──────── SUPPLIED INFORMATION ────────

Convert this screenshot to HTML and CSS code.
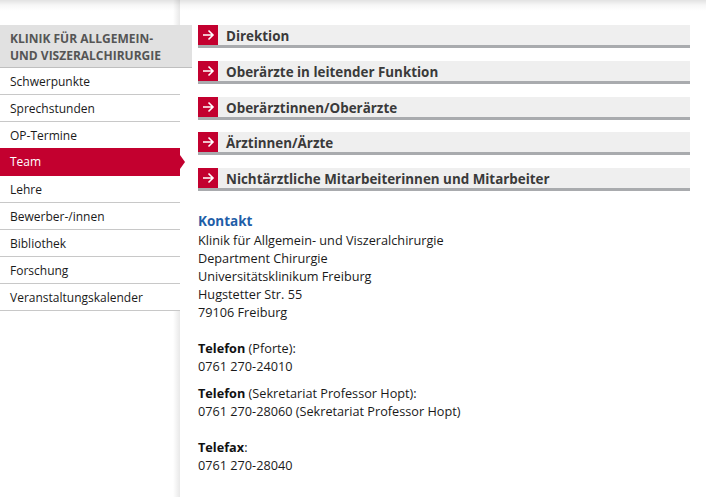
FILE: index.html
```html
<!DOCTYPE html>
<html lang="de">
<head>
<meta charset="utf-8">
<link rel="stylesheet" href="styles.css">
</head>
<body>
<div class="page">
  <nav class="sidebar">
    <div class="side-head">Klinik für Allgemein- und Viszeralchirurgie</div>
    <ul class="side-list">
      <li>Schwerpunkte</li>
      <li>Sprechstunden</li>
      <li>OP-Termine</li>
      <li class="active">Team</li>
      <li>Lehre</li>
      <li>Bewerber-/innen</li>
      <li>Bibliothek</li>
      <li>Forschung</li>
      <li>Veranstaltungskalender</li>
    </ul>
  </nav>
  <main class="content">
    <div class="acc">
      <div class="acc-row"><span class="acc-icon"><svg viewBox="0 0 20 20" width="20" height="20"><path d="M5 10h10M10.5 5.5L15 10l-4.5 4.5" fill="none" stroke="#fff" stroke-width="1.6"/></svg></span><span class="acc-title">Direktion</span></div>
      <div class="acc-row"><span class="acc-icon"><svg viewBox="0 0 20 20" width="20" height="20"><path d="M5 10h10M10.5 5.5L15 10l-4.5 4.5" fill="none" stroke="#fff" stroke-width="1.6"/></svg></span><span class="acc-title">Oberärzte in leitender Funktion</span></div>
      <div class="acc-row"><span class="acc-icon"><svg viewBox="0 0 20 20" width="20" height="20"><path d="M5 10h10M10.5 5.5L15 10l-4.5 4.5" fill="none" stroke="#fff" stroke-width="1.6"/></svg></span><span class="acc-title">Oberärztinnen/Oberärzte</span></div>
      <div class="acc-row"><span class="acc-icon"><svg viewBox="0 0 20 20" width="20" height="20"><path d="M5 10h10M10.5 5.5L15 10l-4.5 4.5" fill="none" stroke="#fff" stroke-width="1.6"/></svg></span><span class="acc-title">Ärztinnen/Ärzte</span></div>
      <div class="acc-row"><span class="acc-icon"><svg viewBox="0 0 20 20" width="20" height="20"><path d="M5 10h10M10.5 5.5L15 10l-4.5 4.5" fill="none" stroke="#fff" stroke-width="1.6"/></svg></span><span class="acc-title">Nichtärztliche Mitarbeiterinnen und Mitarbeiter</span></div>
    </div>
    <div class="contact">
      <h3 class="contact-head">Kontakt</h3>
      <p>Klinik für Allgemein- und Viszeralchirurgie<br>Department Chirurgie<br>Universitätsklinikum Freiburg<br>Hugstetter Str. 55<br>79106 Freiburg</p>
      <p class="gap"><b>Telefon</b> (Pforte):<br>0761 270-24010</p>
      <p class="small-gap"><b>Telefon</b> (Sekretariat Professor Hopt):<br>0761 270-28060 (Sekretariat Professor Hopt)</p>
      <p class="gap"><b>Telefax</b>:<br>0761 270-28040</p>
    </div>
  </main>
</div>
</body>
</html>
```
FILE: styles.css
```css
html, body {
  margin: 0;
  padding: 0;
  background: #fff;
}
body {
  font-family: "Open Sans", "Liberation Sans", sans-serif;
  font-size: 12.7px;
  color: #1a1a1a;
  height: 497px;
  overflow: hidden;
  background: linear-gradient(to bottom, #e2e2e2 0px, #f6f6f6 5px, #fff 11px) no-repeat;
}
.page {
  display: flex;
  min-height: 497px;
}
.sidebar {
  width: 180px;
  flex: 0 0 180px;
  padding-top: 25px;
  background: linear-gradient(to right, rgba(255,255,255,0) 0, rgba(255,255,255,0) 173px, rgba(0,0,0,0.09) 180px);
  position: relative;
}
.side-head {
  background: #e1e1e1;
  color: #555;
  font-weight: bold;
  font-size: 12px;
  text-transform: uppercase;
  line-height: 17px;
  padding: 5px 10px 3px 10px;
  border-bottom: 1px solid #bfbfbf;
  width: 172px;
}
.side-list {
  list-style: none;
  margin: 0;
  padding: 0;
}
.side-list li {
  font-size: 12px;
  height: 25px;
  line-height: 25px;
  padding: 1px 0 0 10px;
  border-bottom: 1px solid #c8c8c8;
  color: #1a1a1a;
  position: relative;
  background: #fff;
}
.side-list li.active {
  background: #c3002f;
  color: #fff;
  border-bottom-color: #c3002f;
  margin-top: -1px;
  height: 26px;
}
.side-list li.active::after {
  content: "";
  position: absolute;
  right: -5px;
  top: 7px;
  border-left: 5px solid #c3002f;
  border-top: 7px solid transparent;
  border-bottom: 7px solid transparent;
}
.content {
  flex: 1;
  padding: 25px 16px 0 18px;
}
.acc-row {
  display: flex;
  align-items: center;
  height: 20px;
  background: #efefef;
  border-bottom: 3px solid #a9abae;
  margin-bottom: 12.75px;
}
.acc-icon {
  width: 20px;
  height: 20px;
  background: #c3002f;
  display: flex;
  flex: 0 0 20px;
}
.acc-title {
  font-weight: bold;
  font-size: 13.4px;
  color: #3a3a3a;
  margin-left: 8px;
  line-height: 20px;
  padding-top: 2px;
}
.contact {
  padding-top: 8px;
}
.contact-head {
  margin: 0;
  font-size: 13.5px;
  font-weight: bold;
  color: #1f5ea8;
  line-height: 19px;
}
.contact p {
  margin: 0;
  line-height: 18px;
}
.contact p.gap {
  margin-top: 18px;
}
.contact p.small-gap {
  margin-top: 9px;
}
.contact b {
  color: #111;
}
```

────────

WRITTEN REQUEST | Ignore the images and quote every line of the listing exactly.

REPLY TO THE EXERCISE |
Convert this screenshot to HTML and CSS code.
FILE: index.html
```html
<!DOCTYPE html>
<html lang="de">
<head>
<meta charset="utf-8">
<link rel="stylesheet" href="styles.css">
</head>
<body>
<div class="page">
  <nav class="sidebar">
    <div class="side-head">Klinik für Allgemein- und Viszeralchirurgie</div>
    <ul class="side-list">
      <li>Schwerpunkte</li>
      <li>Sprechstunden</li>
      <li>OP-Termine</li>
      <li class="active">Team</li>
      <li>Lehre</li>
      <li>Bewerber-/innen</li>
      <li>Bibliothek</li>
      <li>Forschung</li>
      <li>Veranstaltungskalender</li>
    </ul>
  </nav>
  <main class="content">
    <div class="acc">
      <div class="acc-row"><span class="acc-icon"><svg viewBox="0 0 20 20" width="20" height="20"><path d="M5 10h10M10.5 5.5L15 10l-4.5 4.5" fill="none" stroke="#fff" stroke-width="1.6"/></svg></span><span class="acc-title">Direktion</span></div>
      <div class="acc-row"><span class="acc-icon"><svg viewBox="0 0 20 20" width="20" height="20"><path d="M5 10h10M10.5 5.5L15 10l-4.5 4.5" fill="none" stroke="#fff" stroke-width="1.6"/></svg></span><span class="acc-title">Oberärzte in leitender Funktion</span></div>
      <div class="acc-row"><span class="acc-icon"><svg viewBox="0 0 20 20" width="20" height="20"><path d="M5 10h10M10.5 5.5L15 10l-4.5 4.5" fill="none" stroke="#fff" stroke-width="1.6"/></svg></span><span class="acc-title">Oberärztinnen/Oberärzte</span></div>
      <div class="acc-row"><span class="acc-icon"><svg viewBox="0 0 20 20" width="20" height="20"><path d="M5 10h10M10.5 5.5L15 10l-4.5 4.5" fill="none" stroke="#fff" stroke-width="1.6"/></svg></span><span class="acc-title">Ärztinnen/Ärzte</span></div>
      <div class="acc-row"><span class="acc-icon"><svg viewBox="0 0 20 20" width="20" height="20"><path d="M5 10h10M10.5 5.5L15 10l-4.5 4.5" fill="none" stroke="#fff" stroke-width="1.6"/></svg></span><span class="acc-title">Nichtärztliche Mitarbeiterinnen und Mitarbeiter</span></div>
    </div>
    <div class="contact">
      <h3 class="contact-head">Kontakt</h3>
      <p>Klinik für Allgemein- und Viszeralchirurgie<br>Department Chirurgie<br>Universitätsklinikum Freiburg<br>Hugstetter Str. 55<br>79106 Freiburg</p>
      <p class="gap"><b>Telefon</b> (Pforte):<br>0761 270-24010</p>
      <p class="small-gap"><b>Telefon</b> (Sekretariat Professor Hopt):<br>0761 270-28060 (Sekretariat Professor Hopt)</p>
      <p class="gap"><b>Telefax</b>:<br>0761 270-28040</p>
    </div>
  </main>
</div>
</body>
</html>
```
FILE: styles.css
```css
html, body {
  margin: 0;
  padding: 0;
  background: #fff;
}
body {
  font-family: "Open Sans", "Liberation Sans", sans-serif;
  font-size: 12.7px;
  color: #1a1a1a;
  height: 497px;
  overflow: hidden;
  background: linear-gradient(to bottom, #e2e2e2 0px, #f6f6f6 5px, #fff 11px) no-repeat;
}
.page {
  display: flex;
  min-height: 497px;
}
.sidebar {
  width: 180px;
  flex: 0 0 180px;
  padding-top: 25px;
  background: linear-gradient(to right, rgba(255,255,255,0) 0, rgba(255,255,255,0) 173px, rgba(0,0,0,0.09) 180px);
  position: relative;
}
.side-head {
  background: #e1e1e1;
  color: #555;
  font-weight: bold;
  font-size: 12px;
  text-transform: uppercase;
  line-height: 17px;
  padding: 5px 10px 3px 10px;
  border-bottom: 1px solid #bfbfbf;
  width: 172px;
}
.side-list {
  list-style: none;
  margin: 0;
  padding: 0;
}
.side-list li {
  font-size: 12px;
  height: 25px;
  line-height: 25px;
  padding: 1px 0 0 10px;
  border-bottom: 1px solid #c8c8c8;
  color: #1a1a1a;
  position: relative;
  background: #fff;
}
.side-list li.active {
  background: #c3002f;
  color: #fff;
  border-bottom-color: #c3002f;
  margin-top: -1px;
  height: 26px;
}
.side-list li.active::after {
  content: "";
  position: absolute;
  right: -5px;
  top: 7px;
  border-left: 5px solid #c3002f;
  border-top: 7px solid transparent;
  border-bottom: 7px solid transparent;
}
.content {
  flex: 1;
  padding: 25px 16px 0 18px;
}
.acc-row {
  display: flex;
  align-items: center;
  height: 20px;
  background: #efefef;
  border-bottom: 3px solid #a9abae;
  margin-bottom: 12.75px;
}
.acc-icon {
  width: 20px;
  height: 20px;
  background: #c3002f;
  display: flex;
  flex: 0 0 20px;
}
.acc-title {
  font-weight: bold;
  font-size: 13.4px;
  color: #3a3a3a;
  margin-left: 8px;
  line-height: 20px;
  padding-top: 2px;
}
.contact {
  padding-top: 8px;
}
.contact-head {
  margin: 0;
  font-size: 13.5px;
  font-weight: bold;
  color: #1f5ea8;
  line-height: 19px;
}
.contact p {
  margin: 0;
  line-height: 18px;
}
.contact p.gap {
  margin-top: 18px;
}
.contact p.small-gap {
  margin-top: 9px;
}
.contact b {
  color: #111;
}
```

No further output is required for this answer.